Education MEC Mthandeni Dlungwana announced the provincial pass rate of 66.4%. Amajuba got a 77.4% pass rate. In 2015, the district obtained a 58.8% pass rate and ranked eighth in the province.

In an emotional interview on Thursday, Mdaki told News24 that she had achieved the results under enormously difficult circumstances after she lost her grandmother, aunt and uncle during her matric year in 2016.

In addition, she feared that her dreams of becoming an electrical engineer would go unfulfilled because her mother's only source of income was the spaza shop.

She had applied for a place at the University of KwaZulu-Natal and the University of the Witwatersrand in Johannesburg and had been accepted at both institutions but was still awaiting a response from the National Student Financial Aid Scheme.

On Monday, News24 received a call from the CEO of Spazapp, Timothy Strang, saying hours after posting the story on the app's Facebook page, someone had responded with an offer to assist the teenager.

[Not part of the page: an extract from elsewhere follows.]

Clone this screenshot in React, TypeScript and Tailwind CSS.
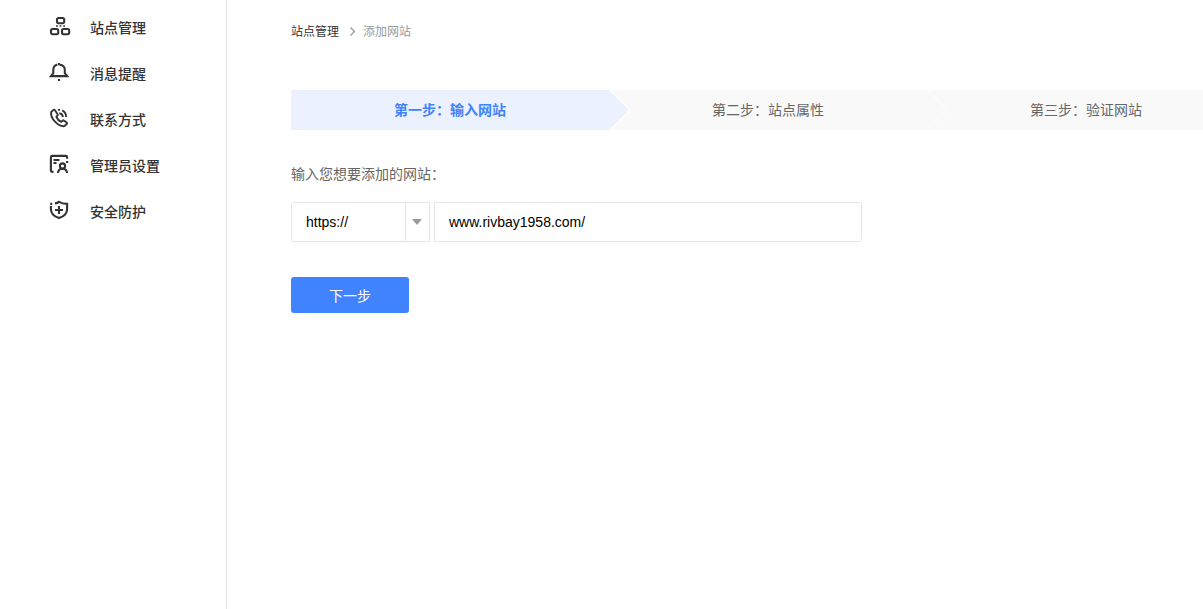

The app connects spaza shops directly to large food and consumables companies.

"Sibongile and Nomvula's story exemplifies the social good that is possible from a successful 'survivalist entrepreneur' and...we shared the News24 article on our Facebook page and shortly had a reply from the Department of Water and Sanitation who wanted to grant Sibongile a bursary," Strang said.

"Being part of the good news solutions is great."

Full bursary

Strang said while Sibongile will be realising her dreams of getting an education this year, the company would be working with her mother, assisting her to register on the Spazapp platform which will give her access to business and entrepreneurship training, among other benefits.

Verena Meyer, the director for career management at the Department of Water and Sanitation, confirmed that Mdaki had been awarded a full bursary which will cover her registration and tuition fees, meals and accommodation as well as a stipend for books.

Once she completes her degree, Mdaki will have to work for the department for at least three years.

Meyer said the bursary was part of the department's graduate development programme for pupils who are interested in careers in engineering and science. The programme, which started in 2007, has produced nearly 800 graduates, some of whom are already working professionals.

"I am always touched by these kind of stories and every time around this year we look for learners who are in need like Sibongile. There are so many others who are in need, some are facing more difficult circumstances, like heading households.

"When these kids walk in here to start their first day of work, then you know that you have done your job," said Meyer.

Depending on which university the beneficiary attends, the bursary pays out between R65 000 to R100 000 per student a year.